The readings for this week form a bridge between Advent and Christmas. The Gospel begins the story of Christ’s Nativity which is about to unfold in longer readings on Christmas Eve, Christmas Day and then Epiphany. At the same time it looks back to the ancient promise of a Messiah, and directly quotes the prophet Isaiah in the famous passage that provides the Old Testament lesson for this Sunday

Since we are still in Advent, we have only the start of the story in brief. Yet this short passage does something very special --  it enables us, unusually, to focus on the distinctive role of Joseph in the Gospel of God. Since Jesus owes his humanity, as well as his Jewish identity, to his earthly mother Mary, she has had a widely acknowledged theological role in the mystery of the Incarnation. Yet in a quite different way, Joseph also has a key part to play in God’s salvation history, since he too could have accepted or rejected it.

Nowadays, single parents and unmarried mothers are a thoroughly familiar part of life. As a result, it takes real imaginative effort to appreciate the significance of Mary’s highly unorthodox pregnancy in a culture so different to our own. At the annunciation Mary memorably says ‘be it unto me according to your word’. The great courage and deep faith that this reveals, is matched by Joseph’s response, however. Confronted with such devastating news, it would be natural for anyone to feel an intense personal affront and rejection. But Joseph had to face this further prospect -- acute embarrassment, ridicule, and social contempt.

All the time he had at hand an easy as well as a socially approved solution – ‘to dismiss her quietly’. The angelic voice in the dream tells him to do otherwise, but it relies, of course, on his having the spiritual insight and moral courage to accept that advice. His reward is to be accorded parental status by being giving the task of naming the baby. As it turns out, this is no small reward. Paul declares to the Christians at Rome in this week’s Epistle that their whole calling – like ours – is ‘for the sake of that name’. And at the name of Jesus, he tells us elsewhere, every knee shall bow.

Monday, December 6, 2010

ADVENT III



‘What did you go out to look at?’ Jesus asks the crowd in this week’s Gospel, ‘A reed shaken in the wind?”  It is an image that has caught the imagination, and provided books and poems, as well a sermons, with a striking title.
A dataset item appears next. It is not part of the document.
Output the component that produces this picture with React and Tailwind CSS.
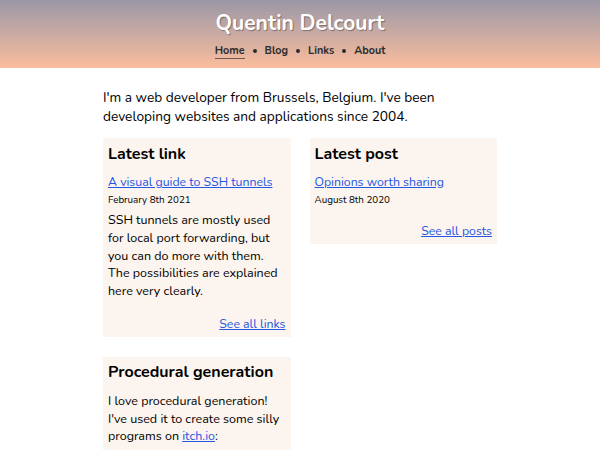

But what exactly does it mean? The exchange occurs in a section of Matthew’s Gospel that is mostly about the significance of John the Baptist. Clearly, ordinary people were much struck by this extraordinary man, and here Jesus is prompting them to ask themselves why.

Some commentaries suggest that freak winds blowing the reeds around Galilee could be a remarkable sight. Surely the people didn’t go to see John as some kind of freak? But they can hardly have been drawn by his social stature. No one could have been less like the political dignitary who dresses in soft robes and lives in a royal palace. No they went to see a prophet. And that means, consciously or unconsciously, they went to see him out of spiritual longing.

This week’s Old Testament lesson is one of Isaiah's most famous passages, and one with which the crowd would have been thoroughly familiar. It gives graphic expression to that longing “Then shall the eyes of the blind be opened, and the ears of the deaf unstopped, the lame shall leap like a deer and the tongue of the speechless sing for joy’. John is the harbinger of this vision, Jesus its fulfillment. The fulfillment is not all sweetness and light, however. ‘Here is your God, come with vengeance, and terrible recompense’.

Once again, the themes of the first and second comings are interwoven. The First Coming of carols, social festivities, and the baby in the manger falls easily within our comfort zone. We know what to expect, and we like what we know. The Second Coming when (as the Epistle puts it) ‘the Judge is standing at the doors!’ is a much more strange affair, and inevitably generates a mixture of personal anxiety and spiritual incomprehension.

Advent is the opportunity to switch these around – to find the Incarnation spiritually awakening, precisely because divine judgment on the lives we lead is what it is reasonable to expect.